Peter Stoeger had just been sacked by Cologne and his side was one which didn’t play football that was, shall we say, what we are used to. It seemed to be the football we really needed though as he only suffered his first defeat in the Dortmund dugout on 20th December, in the DFB Pokal against F.C Bayern. His has shown so far that he can solidify this previously flimsy defence and instil confidence into these downtrodden players.
It might be a bit too early to say whether Stoeger is the man or not for Dortmund given that he has only had three games in charge. Has this effect been that a new manager usually brings to a team low on confidence, or is he on the verge of bringing the good times back to Signal Iduna Park? So far he has found a balance between attack and defence which his predecessor could not. We are back on track to qualify for Europe, even if the title does now seem out of reach. It might not be ideal but he could just save our season.
Was the public separation with Thomas Tuchel the tip of an iceberg for this club? Dortmund had flown so high under Jurgen Klopp that an adjustment was inevitable, but the way Watke and Zorc handled Tuchel’s dismissal/departure/resignation was worrisome. Yes, there were issues in the locker room and Tuchel himself has flaws both tactically and PR-wise that made his position questionable even if he would have stayed. That stated, at the end of last season the tension between the Boardroom and manager’s office was public and embarrassing for both parties, with the club likely needing to go searching for a new long-term solution at the end of the season.
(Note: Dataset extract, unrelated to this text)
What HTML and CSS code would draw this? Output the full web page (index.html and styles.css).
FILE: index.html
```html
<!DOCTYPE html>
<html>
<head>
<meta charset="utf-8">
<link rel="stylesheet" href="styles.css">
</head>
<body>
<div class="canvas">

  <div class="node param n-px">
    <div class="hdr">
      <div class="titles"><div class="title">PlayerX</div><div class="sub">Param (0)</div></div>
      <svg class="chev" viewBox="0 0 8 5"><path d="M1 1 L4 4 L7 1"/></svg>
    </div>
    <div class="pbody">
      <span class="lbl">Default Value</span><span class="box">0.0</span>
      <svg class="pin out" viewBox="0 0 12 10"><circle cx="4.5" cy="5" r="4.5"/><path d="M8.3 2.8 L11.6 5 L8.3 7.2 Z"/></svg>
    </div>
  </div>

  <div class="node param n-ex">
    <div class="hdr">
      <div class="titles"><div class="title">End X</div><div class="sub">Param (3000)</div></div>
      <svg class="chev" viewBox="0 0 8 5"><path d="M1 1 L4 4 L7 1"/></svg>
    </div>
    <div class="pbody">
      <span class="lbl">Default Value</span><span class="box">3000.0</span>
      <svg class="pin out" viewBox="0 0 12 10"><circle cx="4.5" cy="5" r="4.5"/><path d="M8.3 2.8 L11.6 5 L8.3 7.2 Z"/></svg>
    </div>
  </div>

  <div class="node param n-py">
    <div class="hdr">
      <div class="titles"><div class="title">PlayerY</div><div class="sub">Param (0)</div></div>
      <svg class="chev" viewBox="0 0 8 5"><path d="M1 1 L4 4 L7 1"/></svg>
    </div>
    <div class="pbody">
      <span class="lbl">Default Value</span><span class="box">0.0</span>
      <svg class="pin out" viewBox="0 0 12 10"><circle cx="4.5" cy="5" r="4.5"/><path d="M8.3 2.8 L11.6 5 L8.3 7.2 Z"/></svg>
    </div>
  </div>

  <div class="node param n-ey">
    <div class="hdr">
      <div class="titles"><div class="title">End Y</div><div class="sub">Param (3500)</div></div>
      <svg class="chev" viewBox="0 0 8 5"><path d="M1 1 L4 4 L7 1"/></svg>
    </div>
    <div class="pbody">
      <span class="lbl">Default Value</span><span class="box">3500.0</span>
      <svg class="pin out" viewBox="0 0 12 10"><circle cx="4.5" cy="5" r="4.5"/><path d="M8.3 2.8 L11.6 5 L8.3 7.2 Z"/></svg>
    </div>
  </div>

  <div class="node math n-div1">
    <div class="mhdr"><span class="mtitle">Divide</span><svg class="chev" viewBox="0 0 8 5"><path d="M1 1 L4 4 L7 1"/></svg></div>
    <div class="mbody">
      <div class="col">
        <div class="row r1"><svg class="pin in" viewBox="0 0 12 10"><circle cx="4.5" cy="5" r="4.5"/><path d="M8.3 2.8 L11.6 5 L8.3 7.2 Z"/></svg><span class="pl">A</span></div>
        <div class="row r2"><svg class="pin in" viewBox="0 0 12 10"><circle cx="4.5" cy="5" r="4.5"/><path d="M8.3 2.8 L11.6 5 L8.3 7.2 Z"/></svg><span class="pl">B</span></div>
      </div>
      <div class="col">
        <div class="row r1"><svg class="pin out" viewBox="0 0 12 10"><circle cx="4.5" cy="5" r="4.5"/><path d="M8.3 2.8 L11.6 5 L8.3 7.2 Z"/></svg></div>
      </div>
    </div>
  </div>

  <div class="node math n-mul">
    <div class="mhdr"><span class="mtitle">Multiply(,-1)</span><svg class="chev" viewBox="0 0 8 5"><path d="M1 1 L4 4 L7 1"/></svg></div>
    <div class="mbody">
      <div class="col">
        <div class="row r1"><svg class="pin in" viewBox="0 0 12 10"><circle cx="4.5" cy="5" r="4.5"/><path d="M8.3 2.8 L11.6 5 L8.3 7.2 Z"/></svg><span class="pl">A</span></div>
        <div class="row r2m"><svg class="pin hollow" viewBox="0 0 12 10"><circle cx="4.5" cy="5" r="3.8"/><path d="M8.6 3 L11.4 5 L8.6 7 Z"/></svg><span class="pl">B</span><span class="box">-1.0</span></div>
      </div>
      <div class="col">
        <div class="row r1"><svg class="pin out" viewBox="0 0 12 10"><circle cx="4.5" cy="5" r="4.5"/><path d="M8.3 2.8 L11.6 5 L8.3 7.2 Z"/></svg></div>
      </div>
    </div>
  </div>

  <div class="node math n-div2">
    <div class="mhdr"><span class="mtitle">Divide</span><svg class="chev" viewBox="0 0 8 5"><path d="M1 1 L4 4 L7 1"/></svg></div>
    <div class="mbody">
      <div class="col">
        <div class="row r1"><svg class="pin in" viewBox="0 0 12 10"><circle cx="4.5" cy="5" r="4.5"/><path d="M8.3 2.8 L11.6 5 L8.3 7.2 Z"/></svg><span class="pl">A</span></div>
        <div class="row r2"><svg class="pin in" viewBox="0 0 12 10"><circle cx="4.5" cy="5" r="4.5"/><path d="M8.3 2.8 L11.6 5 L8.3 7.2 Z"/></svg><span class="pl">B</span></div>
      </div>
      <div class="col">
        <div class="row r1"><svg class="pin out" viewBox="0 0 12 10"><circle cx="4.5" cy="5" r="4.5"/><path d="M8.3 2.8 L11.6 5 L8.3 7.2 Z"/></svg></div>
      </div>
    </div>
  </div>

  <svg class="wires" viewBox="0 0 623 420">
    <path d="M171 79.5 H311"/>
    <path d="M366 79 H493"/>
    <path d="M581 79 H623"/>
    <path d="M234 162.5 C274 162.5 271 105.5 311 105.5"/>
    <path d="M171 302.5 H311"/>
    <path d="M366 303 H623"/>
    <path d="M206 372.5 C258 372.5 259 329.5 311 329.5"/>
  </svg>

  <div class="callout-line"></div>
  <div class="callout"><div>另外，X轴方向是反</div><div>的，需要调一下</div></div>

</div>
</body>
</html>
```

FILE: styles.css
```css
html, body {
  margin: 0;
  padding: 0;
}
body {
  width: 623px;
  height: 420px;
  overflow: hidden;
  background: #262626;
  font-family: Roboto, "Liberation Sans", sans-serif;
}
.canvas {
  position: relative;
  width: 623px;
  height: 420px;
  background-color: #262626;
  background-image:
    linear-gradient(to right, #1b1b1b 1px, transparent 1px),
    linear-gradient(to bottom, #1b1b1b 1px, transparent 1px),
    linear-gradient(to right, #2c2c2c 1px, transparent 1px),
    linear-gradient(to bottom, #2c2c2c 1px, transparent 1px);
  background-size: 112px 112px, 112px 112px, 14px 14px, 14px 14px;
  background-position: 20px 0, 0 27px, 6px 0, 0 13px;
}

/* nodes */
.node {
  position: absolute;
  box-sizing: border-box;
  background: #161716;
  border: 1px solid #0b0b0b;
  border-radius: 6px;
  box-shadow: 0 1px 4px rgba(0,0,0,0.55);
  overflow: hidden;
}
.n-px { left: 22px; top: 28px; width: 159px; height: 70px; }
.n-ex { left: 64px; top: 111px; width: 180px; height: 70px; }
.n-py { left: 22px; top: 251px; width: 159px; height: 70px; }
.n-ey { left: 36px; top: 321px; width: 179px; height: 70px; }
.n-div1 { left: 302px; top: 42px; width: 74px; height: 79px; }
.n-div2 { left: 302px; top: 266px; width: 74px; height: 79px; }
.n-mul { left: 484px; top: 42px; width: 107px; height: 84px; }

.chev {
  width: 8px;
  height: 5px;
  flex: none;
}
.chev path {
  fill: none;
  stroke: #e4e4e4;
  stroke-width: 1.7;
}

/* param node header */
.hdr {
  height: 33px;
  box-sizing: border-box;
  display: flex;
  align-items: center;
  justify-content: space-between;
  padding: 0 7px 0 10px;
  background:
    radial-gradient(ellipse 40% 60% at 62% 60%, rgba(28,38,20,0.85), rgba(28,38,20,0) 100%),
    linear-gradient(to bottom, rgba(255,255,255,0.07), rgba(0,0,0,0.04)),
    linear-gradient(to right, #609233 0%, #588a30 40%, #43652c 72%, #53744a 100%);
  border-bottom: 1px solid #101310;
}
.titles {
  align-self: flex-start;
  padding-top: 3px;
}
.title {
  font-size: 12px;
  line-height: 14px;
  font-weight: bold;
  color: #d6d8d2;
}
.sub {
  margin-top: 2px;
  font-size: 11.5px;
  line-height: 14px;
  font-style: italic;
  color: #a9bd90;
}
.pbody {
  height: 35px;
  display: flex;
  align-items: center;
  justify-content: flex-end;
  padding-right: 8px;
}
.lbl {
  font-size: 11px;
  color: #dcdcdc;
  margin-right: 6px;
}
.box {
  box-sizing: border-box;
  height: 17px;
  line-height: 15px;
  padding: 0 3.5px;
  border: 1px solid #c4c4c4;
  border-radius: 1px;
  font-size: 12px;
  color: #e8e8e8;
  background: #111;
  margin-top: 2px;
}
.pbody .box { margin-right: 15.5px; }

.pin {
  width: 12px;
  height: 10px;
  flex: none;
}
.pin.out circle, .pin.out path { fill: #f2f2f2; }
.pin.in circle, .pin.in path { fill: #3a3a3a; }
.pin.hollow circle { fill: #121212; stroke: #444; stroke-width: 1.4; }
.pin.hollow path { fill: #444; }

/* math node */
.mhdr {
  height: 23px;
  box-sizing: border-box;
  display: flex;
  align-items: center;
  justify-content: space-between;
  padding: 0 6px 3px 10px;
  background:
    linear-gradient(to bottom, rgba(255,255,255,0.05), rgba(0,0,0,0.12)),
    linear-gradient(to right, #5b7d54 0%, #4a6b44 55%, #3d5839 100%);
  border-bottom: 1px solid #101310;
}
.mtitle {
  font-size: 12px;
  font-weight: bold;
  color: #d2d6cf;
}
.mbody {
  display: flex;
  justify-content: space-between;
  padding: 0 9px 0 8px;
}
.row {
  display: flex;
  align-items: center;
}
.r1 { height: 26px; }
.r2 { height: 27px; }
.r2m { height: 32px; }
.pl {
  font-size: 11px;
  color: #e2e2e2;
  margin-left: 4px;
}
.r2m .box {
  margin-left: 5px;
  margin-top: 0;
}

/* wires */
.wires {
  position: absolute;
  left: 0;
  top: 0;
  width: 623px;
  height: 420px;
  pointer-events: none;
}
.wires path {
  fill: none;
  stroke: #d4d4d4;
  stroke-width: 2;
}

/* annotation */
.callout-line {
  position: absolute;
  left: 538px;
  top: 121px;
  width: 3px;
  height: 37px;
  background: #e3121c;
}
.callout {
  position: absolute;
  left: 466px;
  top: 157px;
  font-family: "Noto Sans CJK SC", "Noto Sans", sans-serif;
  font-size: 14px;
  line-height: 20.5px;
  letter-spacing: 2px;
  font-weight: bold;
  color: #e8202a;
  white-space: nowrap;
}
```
To pin all the club’s troubles on management, however, would be to overlook the play on the pitch and how lacklustre it has been at times. Bosz’s insane inability to adjust tactically gave cover to certain players but the lack of a consistent back four speaks to major talent issues or at a minimum performance issues that makes this area of the pitch one for a massive upgrade in January and the summer. Add to that list keeper, with Burki’s inconsistency driving many fans mad. On the other side, Auba has performed statistically well but his inconsistency and now clashes with management make his situation untenable. Despite the rumours of a new deal, it may be time to allow him to move like Dembele and the club try to purchase a replacement.
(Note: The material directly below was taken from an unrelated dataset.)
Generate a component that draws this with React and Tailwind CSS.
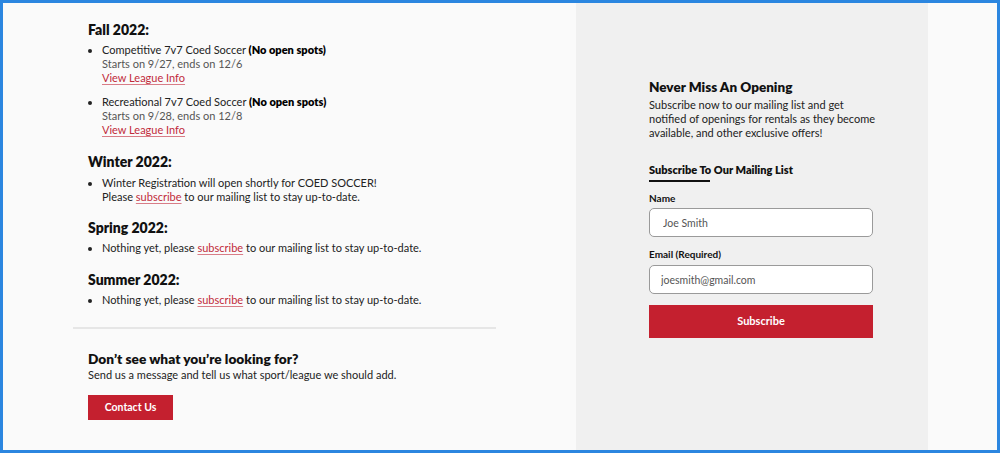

This brings me to the large issue hovering over the club. Dortmund are investing in players of a good calibre, but questions can still be asked if ownership has the intestinal fortitude to invest in the club in a way that matches its publicly-stated goals. The Bundesliga is unforgiving to sides who slip or fail to adapt to the newest trends, which is why we see clubs with great histories like Hamburg battling relegation. Management needs to determine who on this club they can build upon, hire a manager that can utilize those skills, and invest in the transfer market to build around them.
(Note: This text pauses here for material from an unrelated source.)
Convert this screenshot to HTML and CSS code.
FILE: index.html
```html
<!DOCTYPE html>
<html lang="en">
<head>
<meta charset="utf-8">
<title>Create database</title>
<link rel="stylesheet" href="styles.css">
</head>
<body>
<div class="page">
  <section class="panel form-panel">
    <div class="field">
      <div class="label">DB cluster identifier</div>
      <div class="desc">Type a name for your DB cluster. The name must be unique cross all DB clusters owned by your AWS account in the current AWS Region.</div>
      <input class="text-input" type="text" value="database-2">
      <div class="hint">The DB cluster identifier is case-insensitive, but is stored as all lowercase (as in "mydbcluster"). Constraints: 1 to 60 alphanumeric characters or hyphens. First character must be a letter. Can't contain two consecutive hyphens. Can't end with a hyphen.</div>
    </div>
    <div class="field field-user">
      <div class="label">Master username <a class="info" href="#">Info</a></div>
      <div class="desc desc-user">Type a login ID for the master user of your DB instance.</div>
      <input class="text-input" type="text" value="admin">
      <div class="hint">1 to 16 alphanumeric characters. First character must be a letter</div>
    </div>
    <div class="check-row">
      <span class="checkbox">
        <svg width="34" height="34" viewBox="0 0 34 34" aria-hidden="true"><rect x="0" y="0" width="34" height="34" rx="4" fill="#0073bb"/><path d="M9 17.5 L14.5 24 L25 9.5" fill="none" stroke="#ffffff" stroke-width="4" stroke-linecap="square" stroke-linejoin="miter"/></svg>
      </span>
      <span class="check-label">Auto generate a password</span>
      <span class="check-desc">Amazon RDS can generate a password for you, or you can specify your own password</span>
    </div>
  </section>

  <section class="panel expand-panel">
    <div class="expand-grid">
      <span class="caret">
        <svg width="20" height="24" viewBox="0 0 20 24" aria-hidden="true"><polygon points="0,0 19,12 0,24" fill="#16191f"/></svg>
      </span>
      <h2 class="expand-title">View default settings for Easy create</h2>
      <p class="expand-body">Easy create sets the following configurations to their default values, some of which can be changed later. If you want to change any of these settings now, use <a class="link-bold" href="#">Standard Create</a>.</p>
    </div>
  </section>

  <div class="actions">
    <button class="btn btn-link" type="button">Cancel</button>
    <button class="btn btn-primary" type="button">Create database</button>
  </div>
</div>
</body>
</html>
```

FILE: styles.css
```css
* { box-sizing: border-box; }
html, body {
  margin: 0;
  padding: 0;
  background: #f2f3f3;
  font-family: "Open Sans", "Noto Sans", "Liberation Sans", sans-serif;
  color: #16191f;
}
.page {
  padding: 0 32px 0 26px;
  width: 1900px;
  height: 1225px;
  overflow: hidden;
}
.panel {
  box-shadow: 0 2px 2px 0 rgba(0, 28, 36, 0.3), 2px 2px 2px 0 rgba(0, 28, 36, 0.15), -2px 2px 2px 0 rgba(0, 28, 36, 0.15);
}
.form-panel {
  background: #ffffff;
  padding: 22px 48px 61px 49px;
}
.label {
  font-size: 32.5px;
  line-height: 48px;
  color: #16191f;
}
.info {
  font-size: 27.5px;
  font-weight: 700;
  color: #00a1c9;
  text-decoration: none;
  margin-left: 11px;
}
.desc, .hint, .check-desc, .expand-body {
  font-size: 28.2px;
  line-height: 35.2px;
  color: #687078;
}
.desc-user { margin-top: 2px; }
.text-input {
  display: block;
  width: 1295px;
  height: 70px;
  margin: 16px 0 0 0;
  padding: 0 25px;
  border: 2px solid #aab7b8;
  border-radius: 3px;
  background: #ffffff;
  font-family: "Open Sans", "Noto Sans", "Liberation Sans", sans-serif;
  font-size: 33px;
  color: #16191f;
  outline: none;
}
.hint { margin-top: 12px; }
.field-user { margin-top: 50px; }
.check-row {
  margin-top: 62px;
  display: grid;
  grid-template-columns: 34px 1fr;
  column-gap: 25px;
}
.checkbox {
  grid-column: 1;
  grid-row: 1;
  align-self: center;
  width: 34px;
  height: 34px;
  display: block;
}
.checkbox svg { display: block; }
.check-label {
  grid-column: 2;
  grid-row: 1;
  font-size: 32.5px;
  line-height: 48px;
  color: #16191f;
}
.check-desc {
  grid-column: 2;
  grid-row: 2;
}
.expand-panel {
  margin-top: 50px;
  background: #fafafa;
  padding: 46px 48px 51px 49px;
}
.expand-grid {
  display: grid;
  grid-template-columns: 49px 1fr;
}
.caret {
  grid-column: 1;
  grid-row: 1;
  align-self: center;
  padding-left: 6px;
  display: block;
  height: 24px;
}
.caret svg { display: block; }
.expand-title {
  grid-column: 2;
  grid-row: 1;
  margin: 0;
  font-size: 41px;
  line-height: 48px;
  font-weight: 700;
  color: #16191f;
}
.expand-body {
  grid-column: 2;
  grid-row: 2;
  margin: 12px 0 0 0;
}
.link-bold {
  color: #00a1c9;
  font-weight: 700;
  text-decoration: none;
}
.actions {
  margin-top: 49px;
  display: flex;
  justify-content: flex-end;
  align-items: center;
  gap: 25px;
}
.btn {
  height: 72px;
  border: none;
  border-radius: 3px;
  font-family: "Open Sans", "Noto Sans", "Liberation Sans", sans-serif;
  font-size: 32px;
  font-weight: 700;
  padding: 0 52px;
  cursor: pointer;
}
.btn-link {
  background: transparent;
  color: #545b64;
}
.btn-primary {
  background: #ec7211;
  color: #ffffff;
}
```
Over the course of a long season, every club experiences peaks and valleys. A football club depends on so many individuals contributing to the cause, it would be unreasonable to expect static results for nearly an entire calendar year. However, when we come to look back on the 2017/18 season, no club will hold a candle to the soaring heights and embarrassing troughs of Borussia Dortmund’s campaign. The chaotic way the previous season ended, with so much unrest between the club and its star manager, might have given fans a clue as to what was in store this season, but few could have predicted the bi-polarity of Peter Bosz’ time as the manager.
If there were doubts about Bosz’ hiring to open the season, many were feeling foolish by the end of September, when Bosz had his team firing on all cylinders, blowing the competition into the weeds on a weekly basis. The team looked unbeatable at times, combining a hyper-aggressive high line with a frantic attacking pace, leaving many people wondering if Hans-Joachim Watzke and Michael Zorc were the smartest men in football for hiring the Dutch coach to replace the well respected Tuchel. Combined with the struggles of Bayern Munich to open the season, it looked like another Kloppian era of “heavy metal football” was back!
Of course, there were signs that it wouldn’t last, but when finally the searing pace fell off, few expected it would be so bad. What followed was 2 and a half months of winless football, the reemergence of the hated Bayern Munich under Jupp Heynckes, and the end of Peter Bosz reign as manager. Under new manager Peter Stoeger, the former Cologne manager and defensive specialist, there have been positive signs once again. The defence has found its footing and already looks infinitely more organised than under the Dutchman. The attack is still one of Germany’s best, and as reinforcements return for the second half of the season it should only improve.
Can this season still be a success? To put simply, yes. Dortmund will continue their European campaign in the Europa League for the second half of the season, and despite its strongest field in years, Dortmund can still consider themselves among the competitions most talented teams. The conveyor belt carrying raw, young prospects into the club is still very much in operation, and their inclusion with the talented veteran core of the squad produces one of Europe’s most exciting teams every season. It is a strategy that has produced great players and great profits for the club, and despite possessing some world-class talent that could make it into most squads across the globe, Dortmund look poised to continue with this high turnover model. The Bundesliga title race may already be decided, but a strong showing in the second half of the season will go a long way into ensconcing the club firmly as the country’s second best once again. Consistent, this team is not, but exciting? Without question.